--- Start of Dataset records ---
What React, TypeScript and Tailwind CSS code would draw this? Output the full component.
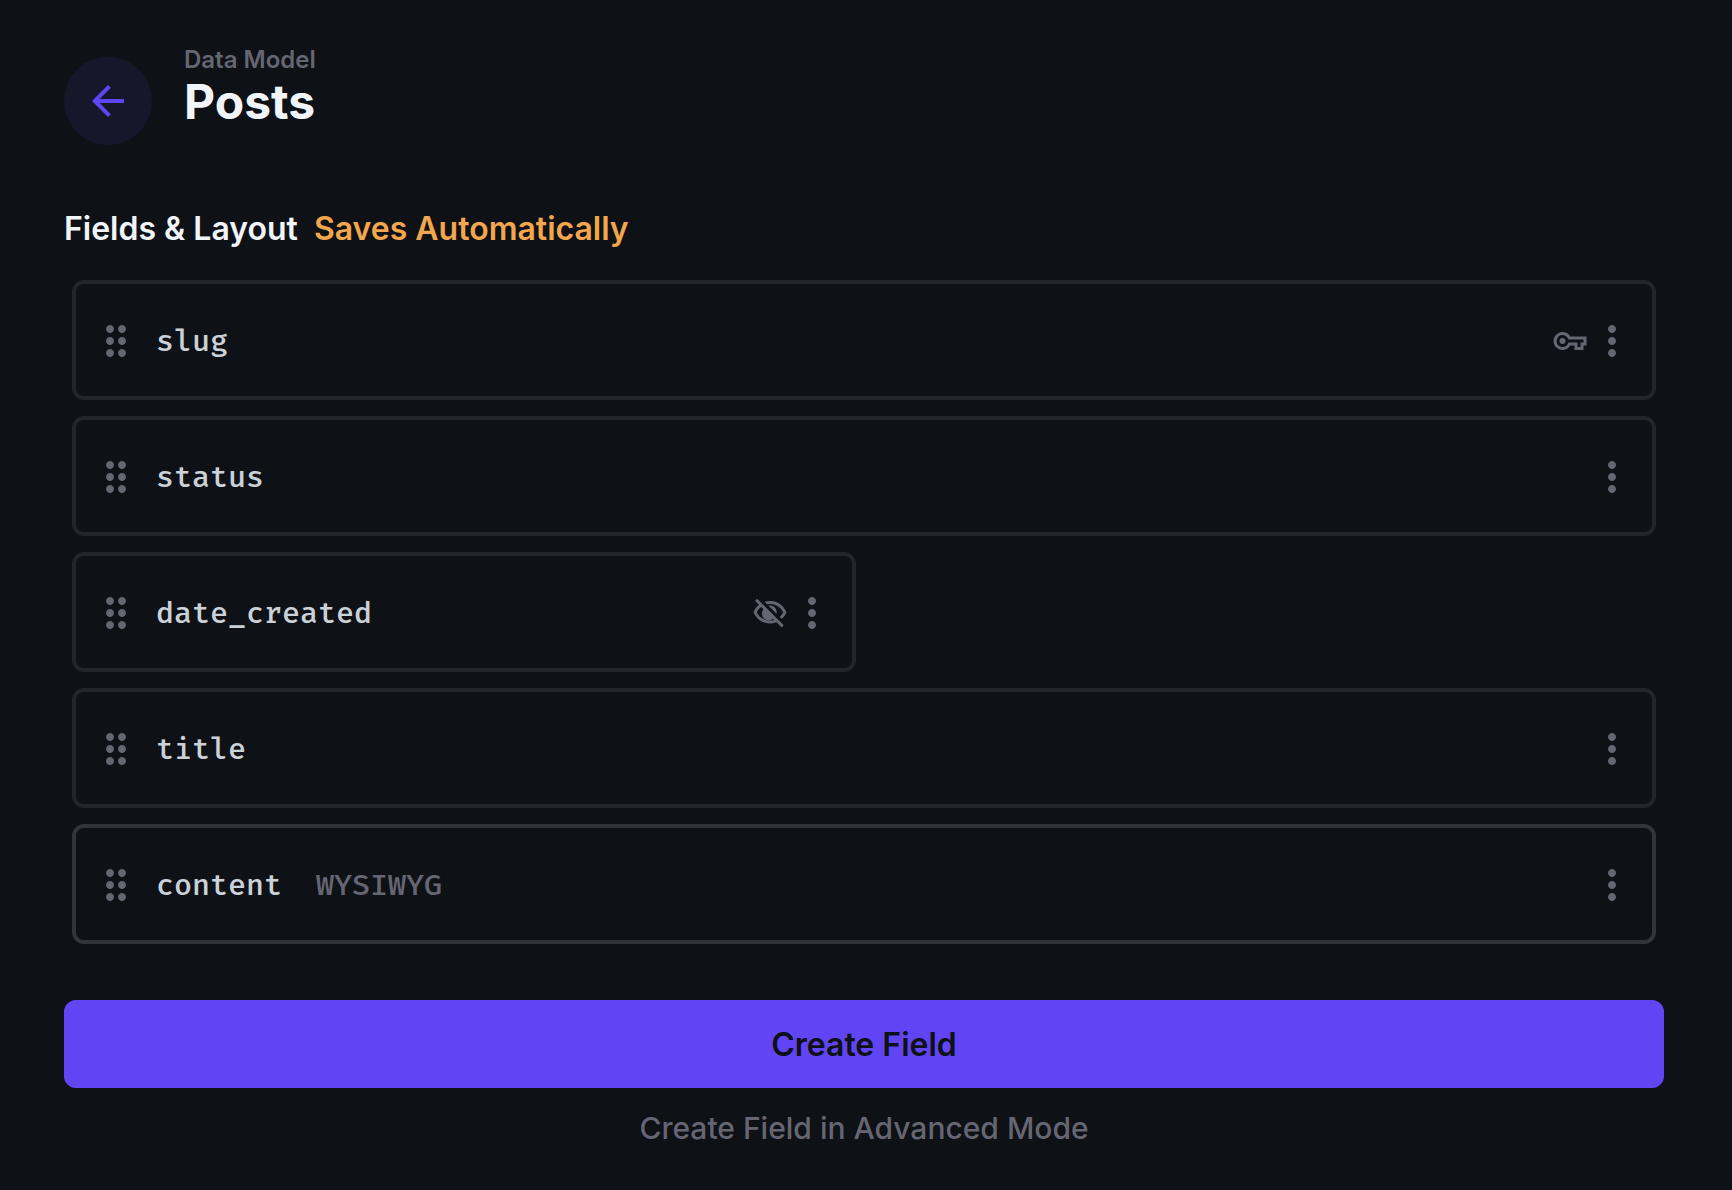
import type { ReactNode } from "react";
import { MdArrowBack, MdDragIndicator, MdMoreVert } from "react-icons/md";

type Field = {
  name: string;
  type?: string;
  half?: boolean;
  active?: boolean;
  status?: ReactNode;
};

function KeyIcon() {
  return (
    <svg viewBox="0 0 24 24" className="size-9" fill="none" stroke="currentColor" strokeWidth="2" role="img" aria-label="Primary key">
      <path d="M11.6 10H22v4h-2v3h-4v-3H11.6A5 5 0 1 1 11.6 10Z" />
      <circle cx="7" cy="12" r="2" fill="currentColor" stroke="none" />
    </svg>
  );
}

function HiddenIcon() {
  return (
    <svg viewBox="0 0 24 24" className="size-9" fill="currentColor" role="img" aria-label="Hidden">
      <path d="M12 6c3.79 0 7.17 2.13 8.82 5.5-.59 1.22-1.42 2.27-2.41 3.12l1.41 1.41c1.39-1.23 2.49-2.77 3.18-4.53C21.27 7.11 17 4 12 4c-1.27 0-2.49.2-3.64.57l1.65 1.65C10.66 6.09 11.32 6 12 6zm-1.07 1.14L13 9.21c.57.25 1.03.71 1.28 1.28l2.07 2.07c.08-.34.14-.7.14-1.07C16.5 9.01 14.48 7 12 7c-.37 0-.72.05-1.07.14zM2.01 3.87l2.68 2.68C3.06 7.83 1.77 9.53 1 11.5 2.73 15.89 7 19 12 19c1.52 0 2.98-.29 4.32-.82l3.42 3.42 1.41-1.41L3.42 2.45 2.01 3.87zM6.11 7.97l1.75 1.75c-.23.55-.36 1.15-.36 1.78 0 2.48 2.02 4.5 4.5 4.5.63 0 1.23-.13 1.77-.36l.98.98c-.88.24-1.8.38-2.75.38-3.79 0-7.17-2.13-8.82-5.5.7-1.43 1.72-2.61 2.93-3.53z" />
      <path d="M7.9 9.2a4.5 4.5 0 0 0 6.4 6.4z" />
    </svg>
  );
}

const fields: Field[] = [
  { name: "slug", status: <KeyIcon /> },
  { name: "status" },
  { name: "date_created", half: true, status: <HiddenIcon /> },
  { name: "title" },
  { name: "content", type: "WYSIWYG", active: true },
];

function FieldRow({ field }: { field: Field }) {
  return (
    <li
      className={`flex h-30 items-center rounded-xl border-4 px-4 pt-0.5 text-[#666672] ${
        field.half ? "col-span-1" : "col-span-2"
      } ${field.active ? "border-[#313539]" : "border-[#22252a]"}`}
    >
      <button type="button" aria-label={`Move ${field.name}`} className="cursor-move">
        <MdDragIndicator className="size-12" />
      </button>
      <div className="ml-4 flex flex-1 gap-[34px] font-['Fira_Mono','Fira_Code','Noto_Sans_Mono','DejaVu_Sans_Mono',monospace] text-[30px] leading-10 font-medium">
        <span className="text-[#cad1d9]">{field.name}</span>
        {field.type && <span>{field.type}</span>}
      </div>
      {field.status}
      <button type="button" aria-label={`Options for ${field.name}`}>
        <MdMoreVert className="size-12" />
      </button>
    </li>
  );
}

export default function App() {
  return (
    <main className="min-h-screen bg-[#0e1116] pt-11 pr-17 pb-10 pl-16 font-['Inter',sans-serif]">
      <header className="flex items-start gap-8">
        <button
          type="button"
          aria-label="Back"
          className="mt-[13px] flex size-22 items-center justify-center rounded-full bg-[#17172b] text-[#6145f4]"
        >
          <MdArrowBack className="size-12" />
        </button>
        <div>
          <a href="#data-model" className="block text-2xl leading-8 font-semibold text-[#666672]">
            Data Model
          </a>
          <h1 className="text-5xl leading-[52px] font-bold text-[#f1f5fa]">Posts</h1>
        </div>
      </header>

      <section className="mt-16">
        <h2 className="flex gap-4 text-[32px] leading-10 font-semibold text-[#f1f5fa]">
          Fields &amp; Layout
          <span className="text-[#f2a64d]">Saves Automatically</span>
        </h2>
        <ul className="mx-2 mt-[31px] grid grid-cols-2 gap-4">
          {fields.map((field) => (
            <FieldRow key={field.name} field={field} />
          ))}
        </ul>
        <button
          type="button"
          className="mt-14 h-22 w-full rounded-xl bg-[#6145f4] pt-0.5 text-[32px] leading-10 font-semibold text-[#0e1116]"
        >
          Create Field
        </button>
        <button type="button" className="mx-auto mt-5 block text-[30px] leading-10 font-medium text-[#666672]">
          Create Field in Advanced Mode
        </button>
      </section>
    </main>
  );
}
--- End of Dataset records ---
--- Start of Dataset records ---
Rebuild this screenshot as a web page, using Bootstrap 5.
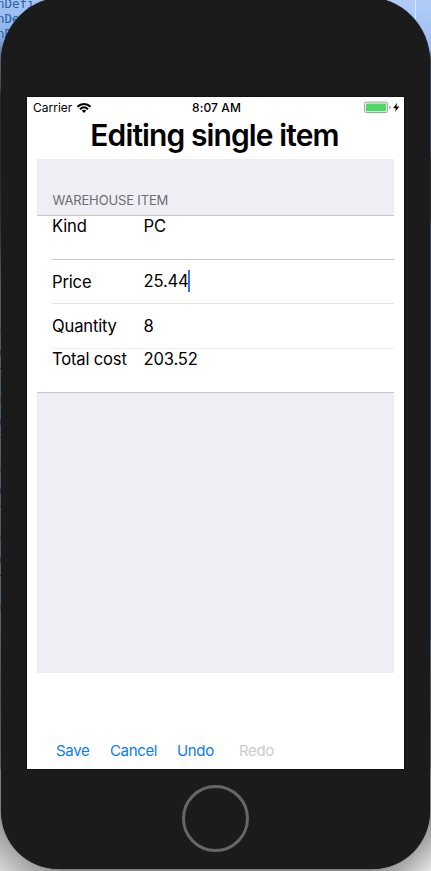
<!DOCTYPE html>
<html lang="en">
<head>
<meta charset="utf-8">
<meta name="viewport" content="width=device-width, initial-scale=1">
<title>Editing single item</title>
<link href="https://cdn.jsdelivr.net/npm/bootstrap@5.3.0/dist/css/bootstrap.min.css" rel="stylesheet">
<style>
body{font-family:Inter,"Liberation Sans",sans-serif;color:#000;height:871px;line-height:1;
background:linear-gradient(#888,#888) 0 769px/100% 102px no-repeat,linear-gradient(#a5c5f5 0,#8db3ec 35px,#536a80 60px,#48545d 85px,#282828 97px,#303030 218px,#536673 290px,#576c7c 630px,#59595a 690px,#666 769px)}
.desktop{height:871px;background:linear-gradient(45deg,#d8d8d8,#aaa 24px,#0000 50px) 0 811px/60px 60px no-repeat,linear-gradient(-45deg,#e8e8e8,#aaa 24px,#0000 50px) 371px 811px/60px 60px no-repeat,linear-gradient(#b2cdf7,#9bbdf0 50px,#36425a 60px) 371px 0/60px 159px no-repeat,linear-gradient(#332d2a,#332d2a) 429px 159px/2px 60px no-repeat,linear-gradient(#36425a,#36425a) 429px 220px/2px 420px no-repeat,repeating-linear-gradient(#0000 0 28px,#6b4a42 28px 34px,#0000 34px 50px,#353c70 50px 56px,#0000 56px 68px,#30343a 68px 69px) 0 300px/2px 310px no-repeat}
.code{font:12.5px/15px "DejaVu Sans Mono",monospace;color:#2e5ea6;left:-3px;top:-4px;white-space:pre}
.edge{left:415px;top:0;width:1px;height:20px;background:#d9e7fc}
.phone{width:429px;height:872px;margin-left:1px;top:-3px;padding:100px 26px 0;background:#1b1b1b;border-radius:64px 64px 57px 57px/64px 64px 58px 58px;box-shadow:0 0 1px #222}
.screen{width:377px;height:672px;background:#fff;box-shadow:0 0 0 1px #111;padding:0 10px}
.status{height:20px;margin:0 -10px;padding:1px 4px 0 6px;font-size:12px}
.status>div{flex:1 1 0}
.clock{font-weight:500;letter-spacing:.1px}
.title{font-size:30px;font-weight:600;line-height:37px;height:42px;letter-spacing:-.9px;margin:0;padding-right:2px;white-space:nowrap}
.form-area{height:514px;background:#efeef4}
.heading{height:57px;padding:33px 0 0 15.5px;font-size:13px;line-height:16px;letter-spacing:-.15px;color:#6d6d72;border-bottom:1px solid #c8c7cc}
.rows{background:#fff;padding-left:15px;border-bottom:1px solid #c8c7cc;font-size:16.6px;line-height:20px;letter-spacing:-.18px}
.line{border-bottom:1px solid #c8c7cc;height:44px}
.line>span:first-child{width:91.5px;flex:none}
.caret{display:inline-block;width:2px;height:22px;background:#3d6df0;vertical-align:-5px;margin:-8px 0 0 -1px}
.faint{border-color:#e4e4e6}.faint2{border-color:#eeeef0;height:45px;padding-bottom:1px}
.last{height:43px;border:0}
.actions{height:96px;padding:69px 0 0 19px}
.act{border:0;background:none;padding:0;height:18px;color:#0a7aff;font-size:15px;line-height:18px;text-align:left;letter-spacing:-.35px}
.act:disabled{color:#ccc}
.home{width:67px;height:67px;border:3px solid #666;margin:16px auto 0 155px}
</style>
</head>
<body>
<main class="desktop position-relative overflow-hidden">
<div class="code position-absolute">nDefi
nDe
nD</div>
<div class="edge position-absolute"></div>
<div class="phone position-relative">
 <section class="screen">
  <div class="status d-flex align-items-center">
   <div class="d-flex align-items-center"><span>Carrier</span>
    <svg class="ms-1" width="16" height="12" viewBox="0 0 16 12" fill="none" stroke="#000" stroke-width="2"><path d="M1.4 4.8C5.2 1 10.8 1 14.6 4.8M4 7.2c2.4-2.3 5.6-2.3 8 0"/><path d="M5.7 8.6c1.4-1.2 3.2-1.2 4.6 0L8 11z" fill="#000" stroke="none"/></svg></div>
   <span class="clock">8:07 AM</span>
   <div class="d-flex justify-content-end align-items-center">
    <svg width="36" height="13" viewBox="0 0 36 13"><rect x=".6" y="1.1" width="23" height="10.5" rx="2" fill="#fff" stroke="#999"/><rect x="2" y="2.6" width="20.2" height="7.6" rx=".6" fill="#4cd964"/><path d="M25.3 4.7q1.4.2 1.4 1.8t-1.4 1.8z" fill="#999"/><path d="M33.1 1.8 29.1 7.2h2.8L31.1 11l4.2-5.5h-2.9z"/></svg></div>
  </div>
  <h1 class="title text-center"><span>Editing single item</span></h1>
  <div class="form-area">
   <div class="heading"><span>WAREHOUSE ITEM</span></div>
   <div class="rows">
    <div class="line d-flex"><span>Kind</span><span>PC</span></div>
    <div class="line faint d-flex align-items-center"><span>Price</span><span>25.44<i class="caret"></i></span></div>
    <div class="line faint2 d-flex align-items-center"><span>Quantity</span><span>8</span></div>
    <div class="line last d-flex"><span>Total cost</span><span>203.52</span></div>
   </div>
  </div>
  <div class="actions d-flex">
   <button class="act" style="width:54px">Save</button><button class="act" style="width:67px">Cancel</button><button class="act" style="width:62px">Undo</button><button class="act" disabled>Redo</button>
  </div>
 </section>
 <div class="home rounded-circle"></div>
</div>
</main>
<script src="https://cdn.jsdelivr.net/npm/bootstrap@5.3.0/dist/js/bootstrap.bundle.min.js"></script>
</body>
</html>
--- End of Dataset records ---
How many of the lines above include the string "full"? Reply with the number by itself.

▶ _Response for this exercise_:
3